We are well into summer and millions of people are moving. Statistics tell us that one in five will move this year. When you hear the word "MOVE" what happens in your body?
I was listening to a radio program about how often we Americans move and the problems it creates right along with the opportunities that are presented. That started me thinking about my own "moving life". So I to list all the moves in my life since birth. I came up with 20 -TWENTY". With that record you say: "…she must be a pro!…"; you’d be correct.
But, what about the person who stays mentally behind? The young child who doe not understand what is happening? The high schooler who must reestablish his/her place all over again and make new friends? Uprooting yourself, your spouse, your family, your friends and relatives is not an easy wall to scale.

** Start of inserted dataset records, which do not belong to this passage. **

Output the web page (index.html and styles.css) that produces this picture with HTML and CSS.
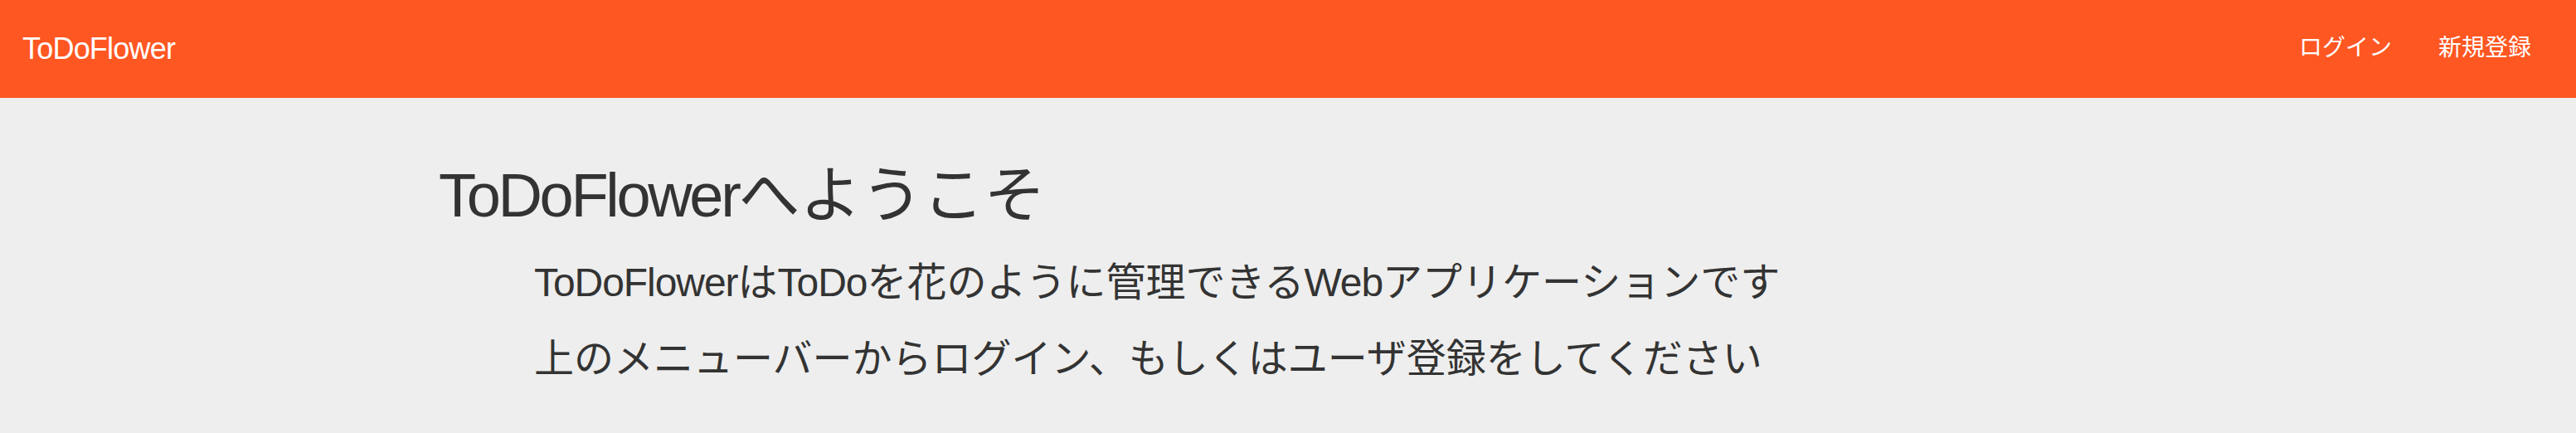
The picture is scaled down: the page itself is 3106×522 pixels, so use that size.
FILE: index.html
```html
<!DOCTYPE html>
<html lang="ja">
<head>
<meta charset="utf-8">
<title>ToDoFlower</title>
<link rel="stylesheet" href="styles.css">
</head>
<body>
<nav class="navbar">
  <a class="brand" href="#"><span class="latin">ToDoFlower</span></a>
  <ul class="nav-links">
    <li><a href="#">ログイン</a></li>
    <li><a href="#">新規登録</a></li>
  </ul>
</nav>
<main class="content">
  <h1 class="title"><span class="latin">ToDoFlower</span>へようこそ</h1>
  <div class="intro">
    <p><span class="latin">ToDoFlower</span>は<span class="latin">ToDo</span>を花のように管理できる<span class="latin">Web</span>アプリケーションです</p>
    <p>上のメニューバーからログイン、もしくはユーザ登録をしてください</p>
  </div>
</main>
</body>
</html>
```
FILE: styles.css
```css
html, body {
  margin: 0;
  padding: 0;
}
body {
  background: #eeeeee;
  font-family: "Liberation Sans", "Noto Sans CJK JP", sans-serif;
  color: #333333;
}
.latin {
  letter-spacing: -0.022em;
}
.navbar {
  height: 118px;
  background: #ff5722;
  display: flex;
  align-items: center;
  justify-content: space-between;
  padding: 0 26px 0 27px;
}
.brand {
  color: #ffffff;
  text-decoration: none;
  font-size: 36px;
  line-height: 36px;
}
.nav-links {
  list-style: none;
  margin: 0;
  padding: 0;
  display: flex;
}
.nav-links a {
  display: block;
  color: #ffffff;
  text-decoration: none;
  font-size: 28px;
  line-height: 28px;
  padding: 0 28px 3px;
}
.content {
  padding-left: 529px;
}
.title {
  margin: 68px 0 0;
  font-weight: normal;
  font-size: 74px;
  line-height: 100px;
}
.title .latin {
  letter-spacing: -0.045em;
}
.intro {
  padding: 9px 0 0 115px;
}
.intro p {
  margin: 0;
  font-size: 48px;
  line-height: 92px;
}
```
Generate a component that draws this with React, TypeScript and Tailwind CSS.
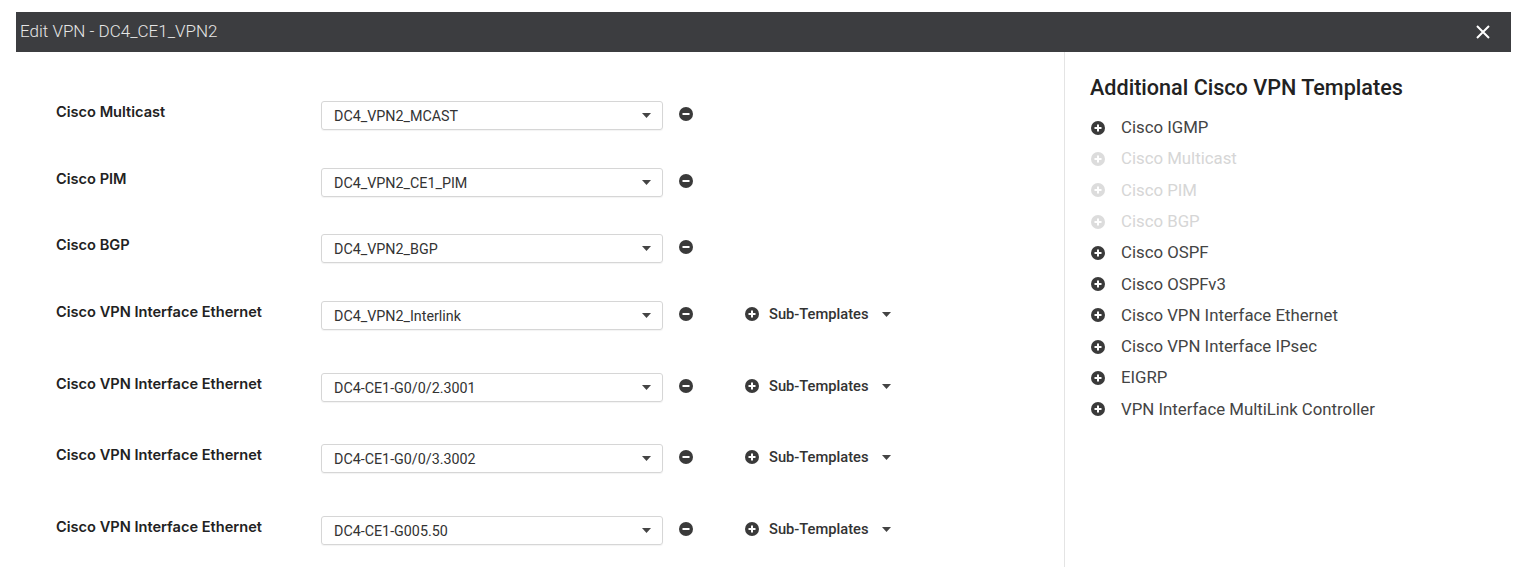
import React from 'react';

type Row = { label: string; value: string; sub?: boolean; h: string };

const rows: Row[] = [
  { label: 'Cisco Multicast', value: 'DC4_VPN2_MCAST', h: 'h-[67px]' },
  { label: 'Cisco PIM', value: 'DC4_VPN2_CE1_PIM', h: 'h-[66px]' },
  { label: 'Cisco BGP', value: 'DC4_VPN2_BGP', h: 'h-[67px]' },
  { label: 'Cisco VPN Interface Ethernet', value: 'DC4_VPN2_Interlink', sub: true, h: 'h-[72px]' },
  { label: 'Cisco VPN Interface Ethernet', value: 'DC4-CE1-G0/0/2.3001', sub: true, h: 'h-[71px]' },
  { label: 'Cisco VPN Interface Ethernet', value: 'DC4-CE1-G0/0/3.3002', sub: true, h: 'h-[72px]' },
  { label: 'Cisco VPN Interface Ethernet', value: 'DC4-CE1-G005.50', sub: true, h: 'h-[72px]' },
];

const templates = [
  { name: 'Cisco IGMP', on: true },
  { name: 'Cisco Multicast', on: false },
  { name: 'Cisco PIM', on: false },
  { name: 'Cisco BGP', on: false },
  { name: 'Cisco OSPF', on: true },
  { name: 'Cisco OSPFv3', on: true },
  { name: 'Cisco VPN Interface Ethernet', on: true },
  { name: 'Cisco VPN Interface IPsec', on: true },
  { name: 'EIGRP', on: true },
  { name: 'VPN Interface MultiLink Controller', on: true },
];

function CircleIcon({ plus, color = '#3a3a3a' }: { plus?: boolean; color?: string }) {
  return (
    <svg width="14" height="14" viewBox="0 0 14 14">
      <circle cx="7" cy="7" r="7" fill={color} />
      <rect x="3.5" y="6" width="7" height="2" fill="#fff" />
      {plus && <rect x="6" y="3.5" width="2" height="7" fill="#fff" />}
    </svg>
  );
}

function Caret() {
  return (
    <svg width="9" height="5" viewBox="0 0 9 5">
      <path d="M0 0h9L4.5 5z" fill="#444" />
    </svg>
  );
}

export default function App() {
  return (
    <div className="w-[1529px] h-[567px] bg-white overflow-hidden" style={{ fontFamily: 'Roboto, "Noto Sans", sans-serif' }}>
      <div className="pt-3 pl-4 pr-[18px]">
        <div className="h-10 bg-[#3c3d40] flex items-center justify-between pl-1 pr-[21px]">
          <span className="text-[17px] text-[#e6e6e6] font-light">Edit VPN - DC4_CE1_VPN2</span>
          <svg width="14" height="14" viewBox="0 0 14 14">
            <path d="M1 1L13 13M13 1L1 13" stroke="#fff" strokeWidth="2" />
          </svg>
        </div>
        <div className="flex">
          <div className="w-[1048px] pl-10 pt-[49px]">
            {rows.map((r, i) => (
              <div key={i} className={`flex items-start ${r.h}`}>
                <div className="w-[265px] pt-[1px] text-[14.6px] font-semibold text-[#222]" style={{ fontFamily: 'Inter, sans-serif' }}>
                  {r.label}
                </div>
                <div className="w-[342px] h-[29px] border border-[#d6d6d6] rounded-[3px] flex items-center justify-between pl-3 pr-[11px] shadow-[0_1px_1px_rgba(0,0,0,0.05)]">
                  <span className="text-[14.3px] text-[#333] pt-[2px]">{r.value}</span>
                  <Caret />
                </div>
                <div className="ml-4 h-[29px] flex items-center pb-[3px]">
                  <CircleIcon />
                </div>
                {r.sub && (
                  <div className="ml-[52px] h-[29px] flex items-center pb-[3px]">
                    <CircleIcon plus />
                    <span className="ml-[10px] text-[14.7px] font-medium text-[#333]">Sub-Templates</span>
                    <span className="ml-[14px] flex"><Caret /></span>
                  </div>
                )}
              </div>
            ))}
          </div>
          <div className="flex-1 border-l border-[#e4e4e4] h-[515px] pl-[25px] pt-[24px]">
            <div className="text-[21.6px] font-medium text-[#222] leading-6">Additional Cisco VPN Templates</div>
            <div className="mt-[12px] pl-[1px]">
              {templates.map((t) => (
                <div key={t.name} className="h-[31.3px] flex items-center">
                  <CircleIcon plus color={t.on ? '#3a3a3a' : '#dcdcdc'} />
                  <span className={`ml-[16px] text-[16.8px] ${t.on ? 'text-[#444]' : 'text-[#d6d6d6]'}`}>{t.name}</span>
                </div>
              ))}
            </div>
          </div>
        </div>
      </div>
    </div>
  );
}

As I was thinking about this line of thought "Moving from one place to another";; it occurred to me that we are all in a state of moving from one transition in life to another and that the key to both in this later topic. Let’s look at it.
We transition from home to pre-school or perhaps daycare if you are really young. Then from preschool to Kindergarten. Kindergarten through Elementary or Primary School to Middle School or Junior High School. Then from Middle School into High School. High School to College or out on your own. If you are in College you transition and move back and forth from home to dorm 4 times! Then finally from College to a place of your own and into your own life. How many moves is that? NINE times!
Granted each move does not involve total uprooting of your belongings, but it does uproot your emotions and your flexibility to adapt in a new environment.
When you overlay these 9 moves with divorce and new residences for each parent and the combination of all that emotional baggage you have a very real large piece of work on your plate.
How can a person begin to handle these changes, these moves, these transitions in life? Follow along over the next several days and find out the top 10 things you can do to make the transition easier.
I will take a page from the U. S. Military dependent handbook for our first answer. When military dependents are moving overseas, they are given "cultural training" which translates to being taught about the country that you will be moving to.
1. Research where it is that you are moving to. Sounds simple and it is not as hard as you might think. This is a great family activity and also a great activity for an older child. By learning exactly where the state or town is from where you currently live puts it in perspective.